Dr Tim Coker, South Warwickshire CCG board member, Napton, Warwickshire
Russell Brand’s tedious antics
The “disenfranchised generation” that Stefan Wickham refers to (Letters, 3 November) have already revolted, in August 2011. In Clapham Junction, where I live, they saw fit to burn and pillage local businesses and make off with a lot of goods, most memorably large quantities of electronic equipment and trainers – and, as Howard Jacobson noted at the time, left only the local bookshop (Waterstone’s) intact with its stock.
Whatever the inequities in our democracy – and there are many, I don’t deny, though I do deny that all politicians are the same – it’s a shame that Mr Wickham is so blinded by his lust for revolution that he can’t appreciate the sublime brilliance of Howard Jacobson’s intelligence and imagination (2 November) in comparing Russell Brand’s tedious antics on Newsnight with those of Shakespeare’s clowns.
Carmen Rodriguez, London SW11
An illusion of recovery
Such economic recovery as we have is based on three key elements: first, currency devaluation; second persistent erosion of employment rights; and finally a measure of inflation, CPI, which is utterly corrupted. Every one of these is massively regressive and has a worrying air of accomplished dishonesty.

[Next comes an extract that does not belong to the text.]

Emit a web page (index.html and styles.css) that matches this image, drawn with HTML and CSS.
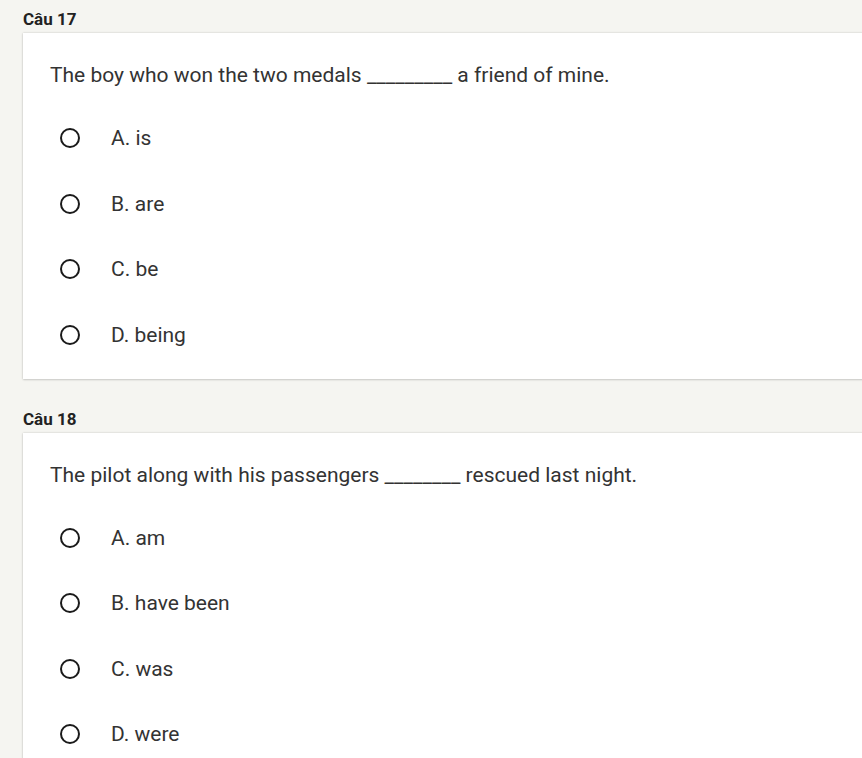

R Goodall, Bewdley, Worcestershire
Hamish McRae tells us (“Confidence is returning”, 31 October) that the Bank of England now holds one third of the National Debt. Surely if this is the case they should go ahead and cancel it. The UK’s credit rating would soar. George Osborne should rejoice!
Frank Donald, Edinburgh
In two recent letters readers have mentioned being telephoned by their banks when they make online purchases of white poppies from the Stop the War Coalition. I had no such difficulty, but then I bank with the Co-operative. Perhaps this shows that they do still understand the ethical point of view in spite of their current travails.
Gyles Cooper, London N10
Fashion for boys
I was disappointed to read your description of the “Seedling the Fashion Designer kit” in the Ten Best Eco Toys feature (5 November). Why is the toy only suitable for “girls aged eight and over”? Are boys not allowed to be creative in fashion too? The huge presence of men in the fashion world would suggest otherwise.
Marc Harbourne-Bessant, Birmingham
Train to nowhere
We are told that there will be a growth in economic prosperity in excess of the huge development cost of HS2. Doncaster currently has an excellent high-speed rail link. There are up to four trains per hour to London, taking as little as 1 hour 30 minutes. Where is the economic prosperity in the area?
Brian Day, Doncaster
After receiving an average of four nuisance phone calls a day lately, I wonder if anyone has ever made a claim for injury compensation after breaking a limb in their haste to answer a phone call from one of these offending companies?